Location: Crop Improvement and Genetics Research2012 Annual Report
1a. Objectives (from AD-416):
The citrus variety Carrizo is the single most important rootstock to the U.S. citrus industry. Generated by a ‘Washington’ navel orange x Poncirus trifoliata cross, Carrizo shows tolerance to diseases such as citrus tristeza virus and foot rot. In addition, this variety has recently been demonstrated to be tolerant to huanglongbing (HLB, citrus greening) (2), viewed as the most serious current threat to citrus production. The purpose of this proposal is to acquire additional sequence for the USDA Public Citrus Genome Database database of Carrizo DNA, which is currently serving as a general database for research programs requiring citrus genomic DNA sequences. The additional sequence will allow for assembly of extended genomic contigs, greatly improving utility of the database as well as allowing alignment to an existing citrus physical map and future genome sequence assemblies from sweet orange. These additional sequences will provide a database of sufficient depth (approximately 8x) to allow assembly of Mb-scale contigs suitable for annotation and posting to the database website to improve the efficiency and utility of search functions. Following release of the sweet orange genome, final assembly of the Carrizo genome will be quickly achieved from the data generated through this proposal, and a haploid P. trifoliata genome will be extracted. Likely alleles conferring resistance to HLB can be identified and quickly mobilized for testing in segregating populations (such as the mapping population being planted by the USDA in Ft. Pierce) and for use in transgenic strategies. These data will also provide a foundation for studying genetics/genomics of rootstock characteristics which will greatly facilitate efficient screening and selection of improved rootstock varieties using marker assisted selection.

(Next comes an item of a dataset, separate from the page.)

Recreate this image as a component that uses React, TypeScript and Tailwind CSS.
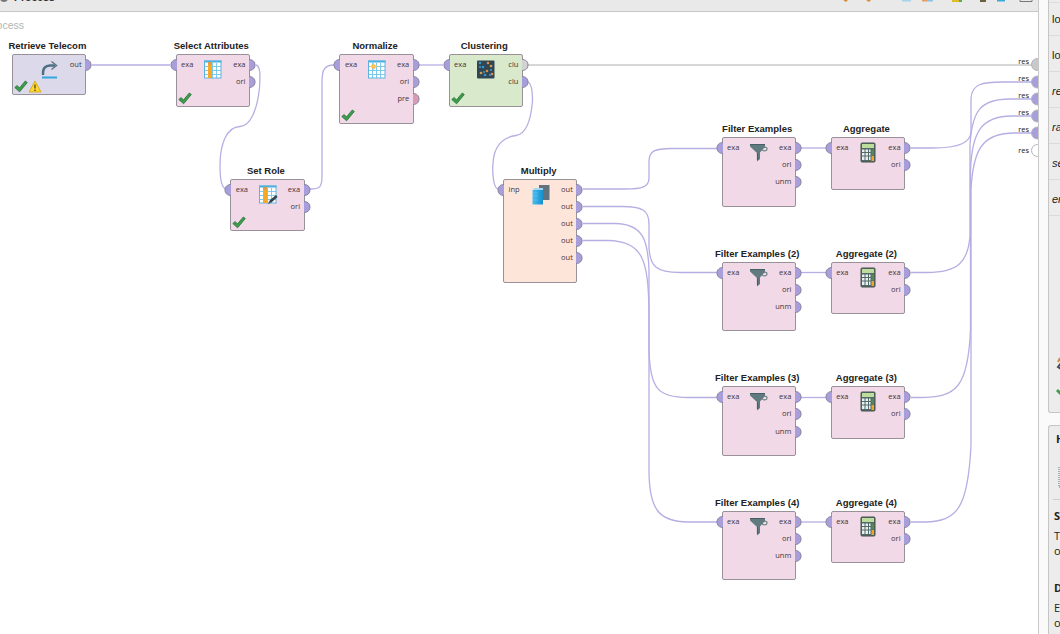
import { useId } from "react";

type Port = { label: string; tone?: "blue" | "gray" | "rose" };

type Operator = {
  title: string;
  icon: string;
  color: string;
  x: number;
  y: number;
  height: number;
  inputs: Port[];
  outputs: Port[];
  ok?: boolean;
  warning?: boolean;
};

const PINK = "bg-[#f1d9e8]";

const exa: Port = { label: "exa" };
const ori: Port = { label: "ori" };
const out: Port = { label: "out" };

const branches = ["", " (2)", " (3)", " (4)"];

const operators: Operator[] = [
  { title: "Retrieve Telecom", icon: "retrieve", color: "bg-[#dcd9ea]", x: 11.7, y: 54, height: 41, inputs: [], outputs: [out], ok: true, warning: true },
  { title: "Select Attributes", icon: "columns", color: PINK, x: 175.6, y: 54, height: 52.5, inputs: [exa], outputs: [exa, ori], ok: true },
  { title: "Set Role", icon: "role", color: PINK, x: 230.2, y: 178.5, height: 52.5, inputs: [exa], outputs: [exa, ori], ok: true },
  { title: "Normalize", icon: "normalize", color: PINK, x: 339.4, y: 54, height: 69.5, inputs: [exa], outputs: [exa, ori, { label: "pre", tone: "rose" }], ok: true },
  { title: "Clustering", icon: "cluster", color: "bg-[#d8eacb]", x: 448.5, y: 54, height: 52.5, inputs: [exa], outputs: [{ label: "clu", tone: "gray" }, { label: "clu" }], ok: true },
  { title: "Multiply", icon: "multiply", color: "bg-[#fee5d9]", x: 503, y: 178.5, height: 104, inputs: [{ label: "inp" }], outputs: [out, out, out, out, out] },
  ...branches.flatMap((suffix, i): Operator[] => {
    const y = [137, 261.6, 386.2, 510.9][i];
    return [
      { title: "Filter Examples" + suffix, icon: "filter", color: PINK, x: 721.5, y, height: 69.5, inputs: [exa], outputs: [exa, ori, { label: "unm" }] },
      { title: "Aggregate" + suffix, icon: "calculator", color: PINK, x: 830.7, y, height: 52.5, inputs: [exa], outputs: [exa, ori] },
    ];
  }),
];

const wires = [
  "M92 65H170",
  "M256 65C261 66 260 78 259.500 88C257 111 250 126 240 126.500C226 127 220 145 220 166C220 180 222 188 226 189",
  "M310 189C320 189 322 187 322 176V82C322 69 325 65 334 65",
  "M419 65H443",
  "M528 82C532 84 532.500 93 532.500 101C531 119 527 134 516 135.500C503 137 494 146 493 163C492 176 494 188 498 189",
  "M583 189H625C642 189 649 187 649 178V162C649 151 654 148.500 672 148.500H717",
  "M583 206.500H622C642 206.500 649 210 649 224V248C650 266 656 272.500 680 272.500H717",
  "M583 223.500H615C643 224 648 240 649 270V350C650 389 658 397.500 688 397.500H717",
  "M583 240.500H608C644 241 648 262 649 310V470C649 508 658 522 688 522H717",
  "M801 148H826",
  "M801 272.500H826",
  "M801 397.500H826",
  "M801 522H826",
  "M911 148H932C961 148 970 142 971 132V98C972 84 982 82 1003 82H1032",
  "M911 272.500H927C958 272.500 968 262 970 236V145C972 110 981 99 1010 99H1032",
  "M911 397.500H920C956 397.500 968 388 970.500 330V170C972 131 982 116 1012 116H1032",
  "M911 522H925C957 521 968 509 971 445V190C973 148 983 133 1015 133H1032",
];

const results = [
  { y: 64.5, labelY: 61, fill: "#c9c9c9" },
  { y: 82, labelY: 78, fill: "#a79edb" },
  { y: 99, labelY: 95, fill: "#a79edb" },
  { y: 116, labelY: 112, fill: "#a79edb" },
  { y: 133, labelY: 129, fill: "#a79edb" },
  { y: 150.5, labelY: 150, fill: "#ffffff" },
];

const tones = { blue: "#a79edb", gray: "#d2d2d2", rose: "#d79bb5" };

function PortDot({ side, tone = "blue" }: { side: "left" | "right"; tone?: Port["tone"] }) {
  return (
    <svg width="7" height="12" viewBox="0 0 7 12" className="block shrink-0">
      <path
        d={side === "left" ? "M7 .5C3 .5 1 3 1 6S3 11.500 7 11.500" : "M0 .5C4 .5 6 3 6 6S4 11.500 0 11.500"}
        fill={tones[tone]}
        stroke="#88839b"
      />
    </svg>
  );
}

function Check() {
  return (
    <svg width="14" height="13" viewBox="0 0 14 13">
      <path d="M.8 7.500L3.200 5.500L5.400 8L11.300 1L13.300 2.500L5.600 11.800Z" fill="#3f9c4b" stroke="#23713a" strokeWidth=".8" />
    </svg>
  );
}

function Warning() {
  return (
    <svg width="14" height="13" viewBox="0 0 14 13">
      <path d="M7 1L13 12H1Z" fill="#ffd92e" stroke="#d9ae24" strokeLinejoin="round" />
      <path d="M7 4.500V8.500M7 9.500V11" stroke="#4b4420" strokeWidth="1.300" />
    </svg>
  );
}

function Grid() {
  return (
    <>
      <rect x="1.500" y="1.500" width="16.500" height="17.500" fill="#fff" />
      <path d="M5.500 4V19M9.500 4V19M13.500 4V19M2 7.500H18M2 11.500H18M2 15.500H18" stroke="#70c3e9" strokeWidth=".9" />
      <path d="M1 2.500H18.500" stroke="#45a9dc" strokeWidth="2" />
      <rect x="1.500" y="2" width="16.500" height="17" fill="none" stroke="#5bb5e0" />
    </>
  );
}

function Glyph({ name }: { name: string }) {
  const id = useId();
  return (
    <svg width="20" height="21" viewBox="0 0 20 21" className="block">
      {name === "retrieve" && (
        <>
          <path d="M4 16C3.500 9 6.500 6.500 11 6.500H16" fill="none" stroke="#4c6f84" strokeWidth="2.400" />
          <path d="M12.500 2.500L17.500 6.500L12.500 10.500" fill="none" stroke="#607887" strokeWidth="1.500" />
          <path d="M3 18.500H18" stroke="#32a7e0" strokeWidth="2" />
        </>
      )}
      {(name === "columns" || name === "role") && (
        <>
          <Grid />
          <path d="M5 3H9V19H5Z" fill="#f8a824" />
          <path d="M5 3H9V5.500H5Z" fill="#d89b50" />
        </>
      )}
      {name === "role" && (
        <>
          <path d="M10 20L12 16L18 11L19.500 13L14 18Z" fill="#35424c" />
          <path d="M10 20L12 18.800" stroke="#73818b" />
        </>
      )}
      {name === "normalize" && (
        <>
          <Grid />
          <path d="M4.500 5.500H8.500V9.500H4.500Z" fill="#ffb43e" />
          <path d="M6.500 4V11M3 7.500H10" stroke="#ffc869" strokeWidth="1" />
        </>
      )}
      {name === "cluster" && (
        <>
          <rect x="1" y="1.500" width="17.500" height="18" rx="1" fill="#314653" />
          {[[4, 4], [12, 4], [15, 7], [7, 8], [11, 12], [5, 14], [9, 16], [16, 15]].map(([x, y], i) => (
            <circle key={i} cx={x} cy={y} r="1.300" fill={i % 3 === 1 ? "#df8b45" : i % 3 ? "#d1a04b" : "#3795c7"} />
          ))}
          <path d="M3 8H5M13 16H15M14 11H16M7 13H9" stroke="#409bc9" strokeWidth="1.500" />
        </>
      )}
      {name === "multiply" && (
        <>
          <defs>
            <linearGradient id={id} x1="0" x2="1">
              <stop stopColor="#48bdf0" />
              <stop offset="1" stopColor="#168fcd" />
            </linearGradient>
          </defs>
          <path d="M8 1H18.500V16H8Z" fill="#63737e" />
          <path d="M1.500 6H12V20.500H1.500Z" fill={"url(#" + id + ")"} />
          <path d="M1.500 6L3.500 4H12V6H1.500Z" fill="#a0d9ef" />
          <path d="M2 9H7M2 12H7M2 16H7" stroke="#65c9f1" strokeWidth=".7" />
        </>
      )}
      {name === "filter" && (
        <>
          <ellipse cx="15.500" cy="7" rx="2.500" ry="1.800" fill="none" stroke="#78888d" strokeWidth="1.200" />
          <path d="M1 2.500H16V5L11 10.500V17L8 19.500V11L1 4.500Z" fill="#607b80" />
          <path d="M1 2.500H16M8.500 11V18" stroke="#465f65" strokeWidth="1.200" />
        </>
      )}
      {name === "calculator" && (
        <>
          <rect x="3" y="1" width="14" height="19" rx="1" fill="#526a69" stroke="#46534c" />
          <path d="M4 2H16V6H4Z" fill="#bddd9c" />
          <path d="M4 7.500H6.500V10H4ZM7.500 7.500H10V10H7.500ZM4 11H6.500V13.500H4ZM7.500 11H10V13.500H7.500ZM4 14.500H6.500V18H4ZM7.500 14.500H10V18H7.500ZM11 7.500H12.500V10H11ZM11 11H12.500V13.500H11ZM11 14.500H12.500V18H11Z" fill="#e8f1ef" />
          <path d="M13.500 7.500H16V13.500H13.500Z" fill="#568954" />
          <path d="M13.500 14H16V19H13.500Z" fill="#f0a32d" />
        </>
      )}
    </svg>
  );
}

function OperatorBox({ op }: { op: Operator }) {
  return (
    <div className="absolute w-[74.4px]" style={{ left: op.x, top: op.y - 15, height: op.height + 15 }}>
      <div className="-ml-[3px] flex h-[15px] justify-center whitespace-nowrap text-[9.5px] leading-[13px] font-bold text-[#222]">{op.title}</div>
      <div className={`relative rounded-[2px] border border-[#98919a] ${op.color}`} style={{ height: op.height }}>
        <div className="absolute -left-[7px] top-1">
          {op.inputs.map((port, i) => (
            <div key={i} className="flex h-[17.2px] items-start">
              <PortDot side="left" tone={port.tone} />
              <span className="ml-[4.5px] font-['Open_Sans',sans-serif] text-[7.5px] leading-[11px] font-medium text-[#43353e]">{port.label}</span>
            </div>
          ))}
        </div>
        <div className="absolute -right-[7px] top-1">
          {op.outputs.map((port, i) => (
            <div key={i} className="flex h-[17.2px] items-start justify-end">
              <span className="mr-[3.5px] font-['Open_Sans',sans-serif] text-[7.5px] leading-[11px] font-medium text-[#43353e]">{port.label}</span>
              <PortDot side="right" tone={port.tone} />
            </div>
          ))}
        </div>
        <div className="absolute left-[26.5px] top-[4px]"><Glyph name={op.icon} /></div>
        <div className="absolute bottom-px left-px flex">
          {op.ok && <Check />}
          {op.warning && <Warning />}
        </div>
      </div>
    </div>
  );
}

function ParameterPanel() {
  const rows = ["lo", "lo", "re", "ra", "se", "en"];
  return (
    <section className="h-[413px] shrink-0 overflow-hidden rounded-bl-[3px] border-b border-l border-[#c5c5c5] bg-[#ececec]">
      <div className="h-[3px] border-b border-[#dcdce4]" />
      <div className="h-[33px] border-b border-[#dadada] pl-[3px] pt-[9px] text-[11px] leading-[14px]">{rows[0]}</div>
      {rows.slice(1).map((row, i) => (
        <div key={i} className={`flex h-9 items-center border-b border-[#dadada] pl-[3px] pt-[4px] text-[11px] ${i > 0 ? "italic" : ""}`}>
          {row}
        </div>
      ))}
      <svg width="12" height="50" viewBox="0 0 12 50" className="mt-[138px]">
        <path d="M11 4L9 8" stroke="#c78e47" strokeWidth="2" />
        <path d="M12 9L9 13L12 15" fill="none" stroke="#424c56" strokeWidth="2" />
        <path d="M7 37L9 35L12 38V42Z" fill="#3f9c4b" />
      </svg>
    </section>
  );
}

function HelpPanel() {
  return (
    <section className="mt-3 flex-1 overflow-hidden rounded-tl-[3px] border-l border-t border-[#c5c5c5] bg-[#ececec] font-['Open_Sans',sans-serif] text-[11px]">
      <div className="h-[40px] pl-[7px] pt-[5px] font-bold">Help</div>
      <div className="ml-1 h-[34px] border-b border-[#cfcfcf] pl-1">
        <svg width="12" height="24" viewBox="0 0 12 24">
          <path d="M2 1V21M2 21H12" stroke="#5e7480" strokeDasharray="1 1" />
          <path d="M3 9H12V20H3Z" fill="#8dcce0" />
        </svg>
      </div>
      <div className="pl-[5px] pt-[8px] leading-[15px]">
        <div className="font-bold">Sy</div>
        <div className="mt-[5px]">Th</div>
        <div>of</div>
        <div className="mt-[22px] font-bold">De</div>
        <div className="mt-[5px]">Ex</div>
        <div>of</div>
      </div>
    </section>
  );
}

export default function App() {
  return (
    <main className="flex h-[634px] w-[1060px] overflow-hidden bg-[#fafafa] font-['Liberation_Sans',Arial,sans-serif] text-[#222]">
      <section className="flex w-[1039px] shrink-0 flex-col border-r border-[#c9c9c9] bg-white">
        <header className="flex h-3 shrink-0 justify-between overflow-hidden border-b border-[#c8c8c8] bg-[#e9e9e9]">
          <div className="flex">
            <span className="-mt-2 h-[10px] w-2 rounded-full bg-[#777]" />
            <span className="-mt-[10px] ml-1.5 text-[10.5px] leading-[14px] font-bold text-[#333]">Process</span>
          </div>
          <svg width="200" height="4" viewBox="-1 0 200 4">
            <path d="M4 0H9L7 2ZM27 0H32L30 2Z" fill="#d98936" />
            <path d="M63 0H72V1.500H63Z" fill="#a8d4e9" />
            <path d="M83 0H88V1.500H83Z" fill="#e79b65" />
            <path d="M88 0H94V1.500H88Z" fill="#8ac3e3" />
            <path d="M113 0H120V2H113Z" fill="#ddbc25" />
            <path d="M120 0H123V2H120Z" fill="#5faa59" />
            <path d="M141 0H147V2H141Z" fill="#67613d" />
            <path d="M158 0H166V1.500H158Z" fill="#3ba9d9" />
            <path d="M181 0V1.500H193V0" fill="none" stroke="#777" />
          </svg>
        </header>
        <div className="relative flex-1 overflow-hidden">
          <div className="absolute -top-3 left-0 h-[634px] w-[1038px]">
            <div className="absolute right-[1014px] top-[19px] text-[10.5px] leading-[13px] text-[#b4b4b4]">Process</div>
            <svg width="1038" height="634" viewBox="0 0 1038 634" className="absolute inset-0" fill="none">
              <path d="M528 65H1032" stroke="#c9c9c9" strokeWidth="1.300" />
              {wires.map((d) => <path key={d} d={d} stroke="#b5afe3" strokeWidth="1.300" />)}
              {results.map((r) => <circle key={r.y} cx="1037.500" cy={r.y} r="6" fill={r.fill} stroke="#b5b3bd" />)}
            </svg>
            {operators.map((op) => <OperatorBox key={op.title} op={op} />)}
            {results.map((r) => (
              <span key={r.y} className="absolute right-[9px] font-['Open_Sans',sans-serif] text-[7.5px] leading-[10px] font-medium" style={{ top: r.labelY - 5 }}>res</span>
            ))}
          </div>
        </div>
      </section>
      <aside className="ml-[9px] flex flex-1 flex-col overflow-hidden">
        <ParameterPanel />
        <HelpPanel />
      </aside>
    </main>
  );
}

1b. Approach (from AD-416):
Funding requested to increase the database depth to approximately 8x via acquisition of approximately 2,400 Mb (6 million sequences) of genomic Carrizo DNA. This data will be acquired in two steps. First, two additional Roche 454 random read runs to generate an approximately 5x genome. Second, two libraries of paired-end fragments will be prepared from Carrizo genomic DNA. These libraries will facilitate assembly of larger genomic contigs by revealing relative orientations and positions of shorter assemblies produced via the random 454 reads. The two libraries will be generated from genomic fragments of 3 kb or 10 kb and subjected to 454 sequence analysis resulting in approximately 1.2 Gb of additional sequence. This sequencing effort will result in sufficient genome coverage to allow computational assembly of contigs suitable for annotation and entry into and existing ARS citrus genome website.
3. Progress Report:
The citrus variety Carrizo, the single most important rootstock in the U.S., was generated by a ‘Washington’ navel orange x Poncirus trifoliata cross, Carrizo shows tolerance to diseases such as Citrus tristeza virus, foot rot and huanglongbing (HLB, citrus greening). We had previously generated a Carrizo genomic sequence database containing 3.5x coverage of the genome (USDA Public Citrus Genome Database, http://citrus.pw.usda.gov/). The primary objective of this research was to acquire additional sequence for this database, which is universally available for unrestricted use by research programs requiring citrus genomic DNA sequences. Funding was sought to increase the database depth from the previous 3.5x coverage to approximately 10X (454 GS FLX). Because of an increase in average read length, the sequence acquired significantly exceeded that indicated in the proposal (15X final coverage). This increased read length significantly improved segregation of the two genomes during the assembly process. Assembly of the sequence data was performed by the Roche 454 gsAssembler version 2.6 software program. Multiple program runs were done based on default or heterologous genome settings which influenced the final scaffold forming numbers; 39,966 versus 31,239, respectively. There were 262,573 total contigs formed and represented in the assembly. The software estimates in both cases predicted 9X coverage and a genome size of 673.9Mb indicating partial segregation of the Poncirus trifoliata and Citrus sinensis genomes. This genome and associated assemblies are now of sufficient quality to provide a valuable tool to scientists applying molecular genetics to citrus improvement. This research relates to Objective 2 of the parent project, the development of molecular tools from fruit trees. This includes identification and isolation of transcriptional control elements, relating this progress to Objective 2 of the parent project.